EXERCISE GOAL >> Skipping all pictures, set down the lines of the listing from the first through the one with "const CORAL = 'text-[#e2695b]';".

☆ ☆ ☆ ☆ ☆ ☆ ☆

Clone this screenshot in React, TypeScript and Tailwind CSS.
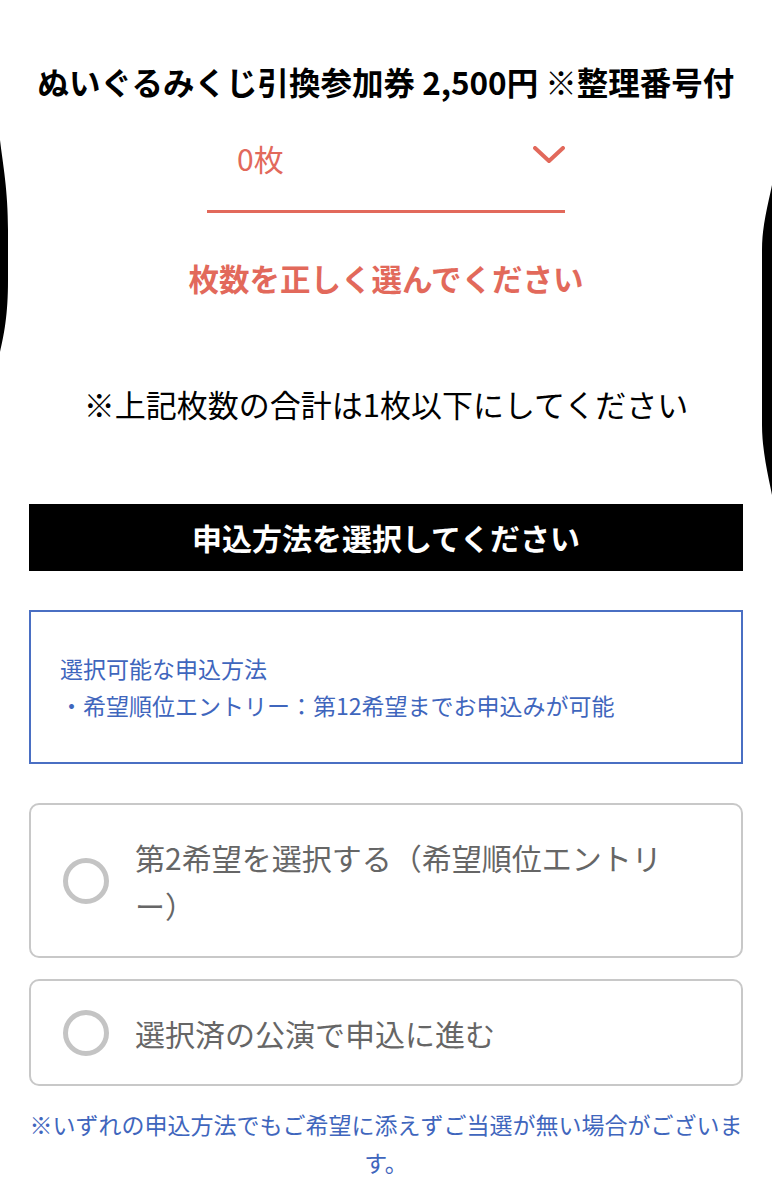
import { useState } from 'react';

const CORAL = 'text-[#e2695b]';

const RadioCard = ({
  children,
  checked,
  onClick,
}: {
  children: React.ReactNode;
  checked: boolean;
  onClick: () => void;
}) => (
  <button
    type="button"
    onClick={onClick}
    className="flex w-full items-center gap-[26px] rounded-[10px] border-2 border-[#c8c8c8] bg-white pb-[27px] pl-[32px] pr-[40px] pt-[28px] text-left"
  >
    <span className="flex h-[46px] w-[46px] shrink-0 items-center justify-center rounded-full border-[5px] border-[#c4c4c4]">
      {checked && <span className="h-[20px] w-[20px] rounded-full bg-[#c4c4c4]" />}
    </span>
    <span className="text-[30px] leading-[48px] text-[#666666]">{children}</span>
  </button>
);

export default function App() {
  const [method, setMethod] = useState<string | null>(null);

  return (
    <div
      className="relative min-h-[1200px] w-full overflow-hidden bg-white px-[29px] pb-10 pt-[61px]"
      style={{ fontFamily: '"Noto Sans CJK JP", "Noto Sans", sans-serif' }}
    >
      {/* 券種 */}
      <h2 className="whitespace-nowrap text-center text-[31.5px] font-bold leading-[40px] text-black">
        ぬいぐるみくじ引換参加券 2,500円 ※整理番号付
      </h2>

      {/* 枚数セレクト */}
      <div className={`mx-auto mt-[37px] flex w-[358px] items-center justify-between border-b-[3px] border-[#e2695b] pb-[32px] pl-[30px] ${CORAL}`}>
        <span className="text-[30px] leading-[40px]">0枚</span>
        <svg width="32" height="18" viewBox="0 0 32 18" className="mb-[6px]">
          <polyline
            points="2,2 16,15 30,2"
            fill="none"
            stroke="#e2695b"
            strokeWidth="4"
            strokeLinecap="round"
            strokeLinejoin="round"
          />
        </svg>
      </div>

      <p className={`mt-[45px] text-center text-[30.5px] font-bold leading-[40px] ${CORAL}`}>
        枚数を正しく選んでください
      </p>

      <p className="mt-[86px] text-center text-[31px] leading-[40px] text-black">
        ※上記枚数の合計は1枚以下にしてください
      </p>

      {/* 申込方法 */}
      <div className="mt-[80px] flex h-[67px] items-center justify-center bg-black">
        <span className="text-[30px] font-bold text-white">申込方法を選択してください</span>
      </div>

      <div className="mt-[39px] border-2 border-[#4a6fc3] px-[29px] pb-[38px] pt-[38px] text-[23px] leading-[37px] text-[#3f66bd]">
        <p>選択可能な申込方法</p>
        <p>・希望順位エントリー：第12希望までお申込みが可能</p>
      </div>

      <div className="mt-[39px]">
        <RadioCard checked={method === 'rank'} onClick={() => setMethod('rank')}>
          第2希望を選択する（希望順位エントリ
          <br />
          ー）
        </RadioCard>
      </div>
      <div className="mt-[21px]">
        <RadioCard checked={method === 'selected'} onClick={() => setMethod('selected')}>
          選択済の公演で申込に進む
        </RadioCard>
      </div>

      <p className="-mx-[1px] mt-[19px] text-center text-[23px] leading-[38px] text-[#3f66bd]">
        ※いずれの申込方法でもご希望に添えずご当選が無い場合がございます。
      </p>

      {/* 画面端の黒い影 */}
      <svg
        className="pointer-events-none absolute left-0 top-0"
        width="772"
        height="1200"
        viewBox="0 0 772 1200"
      >
        <path d="M0 140 C3 165 8 190 8 230 L8 280 C8 315 4 335 0 352 Z" fill="#000" />
        <path d="M772 185 C768 205 762 225 762 250 L762 425 C762 450 768 475 772 495 Z" fill="#000" />
      </svg>
    </div>
  );
}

☆ ☆ ☆ ☆ ☆ ☆ ☆

TASK RESULT >>
Clone this screenshot in React, TypeScript and Tailwind CSS.
import { useState } from 'react';

const CORAL = 'text-[#e2695b]';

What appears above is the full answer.